I touched on the idea of going without magic items in a previous article, but I thought it would be worthwhile to consider Monte’s points in more detail.
What would D&D be like if magic items were a reward for clever or lucky play rather than a necessary part of advancement?:
Magic items are more special: If magic items aren’t a necessary part of advancement, one of the big benefits is that it can feel more special when you get one. Basically, you didn’t HAVE to get the item, so finding it feels like a real accomplishment either because you took an extra risk or lucked out in a lucky roll on a table. What does this mean for actual game-play?:
- Fewer Items: It would be difficult for PCs to get the same number of magic items over the course of a campaign and have them still feel like special unique rewards. As it is, by paragon tier most PCs have their 3 major items covered and most other slots filled as well. The “Christmas Tree Effect”, where players feel like there is a list of must-haves items, is still around even if some of the items aren’t quite as essential any more (an item bonus to damage and bonuses to defenses still feel pretty important to me). With those “requirements” removed from game-play, one could imagine a system where each PC has only 1 or 2 signature magic items that distinguish them from other characters.
- Different Items for each PC: In keeping with the theme of making magic items feel special, you probably don’t want to end up with a situation where each PC still has copies of the same item (two flaming swords, for example). This is probably not difficult to accomplish, as rolling on a chart or introducing different magic items into the campaign world will easily allow for a lot of item diversity. However, you would probably want to emphasize making the magic items unique but similar in power, as there will be no mechanism for PCs to self-balance by picking up the same magic items if one is noticeably more powerful than the others. Otherwise, you risk a bunch of players who resent the one who managed to pick up the awesome item that no one else can get.

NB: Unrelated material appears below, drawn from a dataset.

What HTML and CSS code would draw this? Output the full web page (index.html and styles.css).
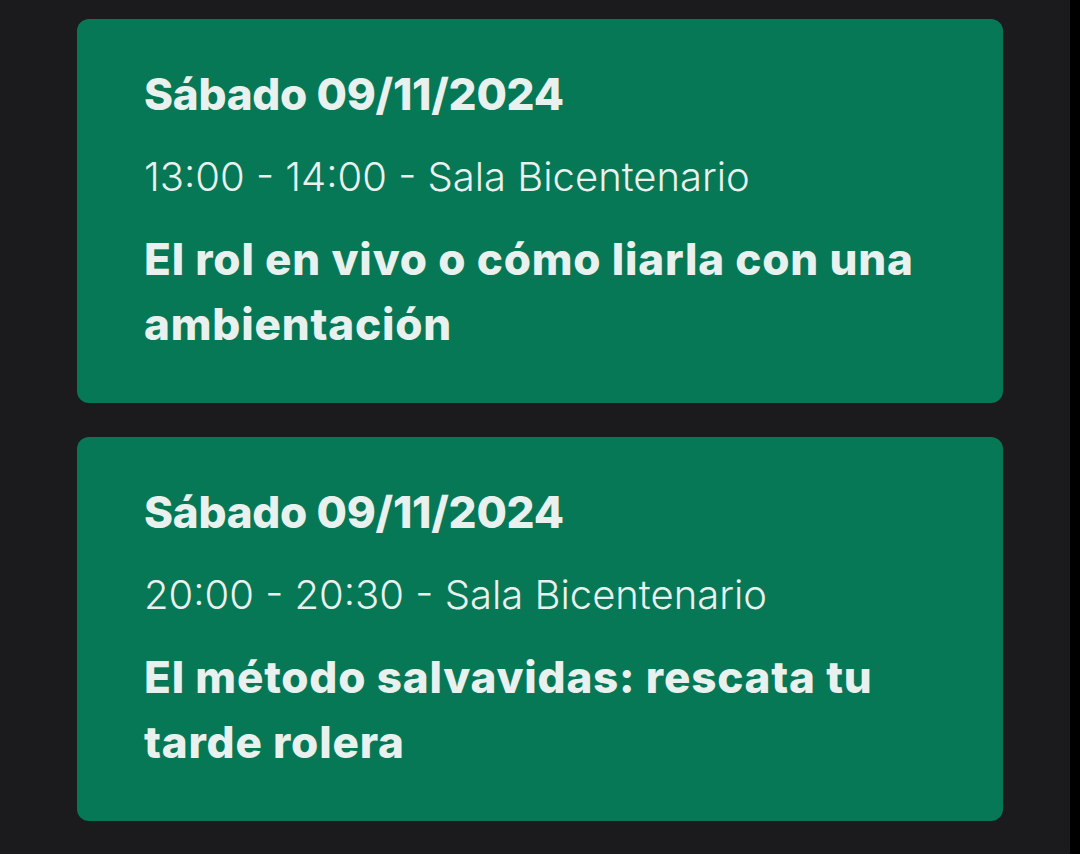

- Less Treasure (or alternate ways to spend it): As it is, players are given enough treasure to buy about one magic item a level, which has such an inflated cost that pretty early on an adventurer could probably retire and live like a king for the rest of their life for the mere price of one magic items. If that is no longer the assumption, then players probably are going to be finding less treasure in general, since there is a lot less to spend it on. They could always rob a bank or do something else to get them tons of cash, obviously, since that is one of the perks of removing the monetary system from character advancement. However, if they do get those windfalls or the system is still generally designed to shower them in treasure, then there had better be new stuff to spend it on. Rules for buying castles, hiring troops, and maintaining estates are obvious choices, though you could also imagine cool rules for bribery, maintaining a certain quality of life, etc. Basically, something needs to fill the gap for spending treasure or PCs need to be finding a lot less of it.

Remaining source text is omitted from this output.